WHEN ASKED ABOUT HEYWOOD,
he said that ninety-nine out of a hundred would have opened the safe. “At least,” he added, “I know I would.”
Asked why Heywood was shot, he said, “he supposed the man who shot him, whoever he might be, thought Heywood was going to shoot him. The fact that the man was on the counter and turned round, as the papers say, and shot him, is sufficient proof of this. Heywood went to his desk and the man thought chat he was about to take a pistol out of the desk.” “That was an unfortunate affair,” he continued, “and the man who did it, no doubt regretted it immediately.”
BOB YOUNGER,
the youngest brother, is not disposed to talk cant, but answers questions frankly and promptly when directed to his own affairs, but he [pg 60] will not answer a word about any other member of the gang. When asked if he did not think Heywood a brave fellow, he remarked that he thought he acted from fear throughout. He was too much frightened to open the safe, or he could not do it. He (Bob) was was of the opinion that Heywood could not open the safe, and he did not wish to go any further with that job. When asked
WHY HEYWOOD WAS SHOT,
he said it was not on account of revenge, but simply in self-defense, “for what object could there be in such a cold-blooded crime, when the party must be the sufferers. It was a very unfortunate affair for us,” he said.

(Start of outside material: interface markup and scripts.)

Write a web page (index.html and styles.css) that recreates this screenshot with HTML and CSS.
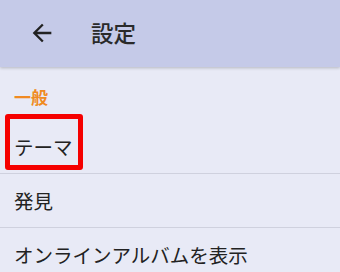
FILE: index.html
```html
<!DOCTYPE html>
<html lang="ja">
<head>
<meta charset="utf-8">
<link rel="stylesheet" href="styles.css">
</head>
<body>
<div class="app">
  <header class="toolbar">
    <span class="back">
      <svg viewBox="0 0 24 24" width="28" height="28"><path d="M20 11H7.83l5.59-5.59L12 4l-8 8 8 8 1.41-1.41L7.83 13H20v-2z" fill="#222"/></svg>
    </span>
    <h1 class="title">設定</h1>
  </header>
  <div class="section">一般</div>
  <div class="row highlighted"><span class="label">テーマ</span><div class="mark"></div></div>
  <div class="row"><span class="label">発見</span></div>
  <div class="row"><span class="label">オンラインアルバムを表示</span></div>
</div>
</body>
</html>
```
FILE: styles.css
```css
html, body {
  margin: 0;
  padding: 0;
}
body {
  width: 340px;
  height: 272px;
  overflow: hidden;
  background: #e8eaf6;
  font-family: "Noto Sans CJK JP", "Noto Sans", sans-serif;
}
.app {
  display: flex;
  flex-direction: column;
}
.toolbar {
  height: 67px;
  background: #c5cae8;
  box-shadow: 0 1px 3px rgba(0,0,0,0.22);
  display: flex;
  align-items: center;
  position: relative;
  z-index: 1;
}
.back {
  display: flex;
  margin-left: 28px;
  width: 28px;
  height: 28px;
  margin-top: -2px;
}
.title {
  margin: 0 0 0 35px;
  font-size: 22.5px;
  font-weight: 500;
  color: #2a2a2a;
  line-height: 28px;
  margin-top: -3px;
}
.section {
  padding: 18px 14px 11px;
  line-height: 24px;
  font-size: 17px;
  font-weight: 700;
  color: #f08a22;
}
.row {
  height: 53px;
  border-bottom: 1px solid #cfd1de;
  display: flex;
  align-items: center;
  padding-left: 14px;
  position: relative;
  font-size: 19.5px;
  color: #222;
}
.label {
  line-height: 26px;
}
.mark {
  position: absolute;
  left: 5px;
  top: -6px;
  width: 68px;
  height: 46px;
  border: 5px solid #f50000;
  border-radius: 3px;
}
```
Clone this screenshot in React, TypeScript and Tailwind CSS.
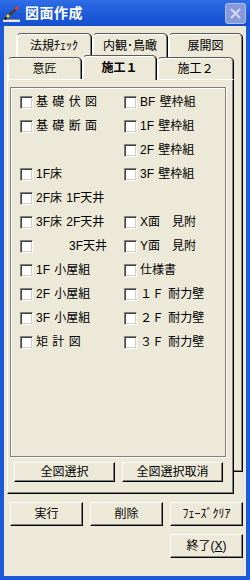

Bob did not hesitate to answer any question proposed to him which concerned himself. He volunteered the statement that he was one of the three who entered the bank, and it was he who tried to keep Manning from firing up the street. Being asked if he was not considered a good shot, he said he had always considered himseif a good marksman, but he thought that he would now have to forego all claim to being a crack-shot, after considering the unusually bad shooting he made in the bush when captured.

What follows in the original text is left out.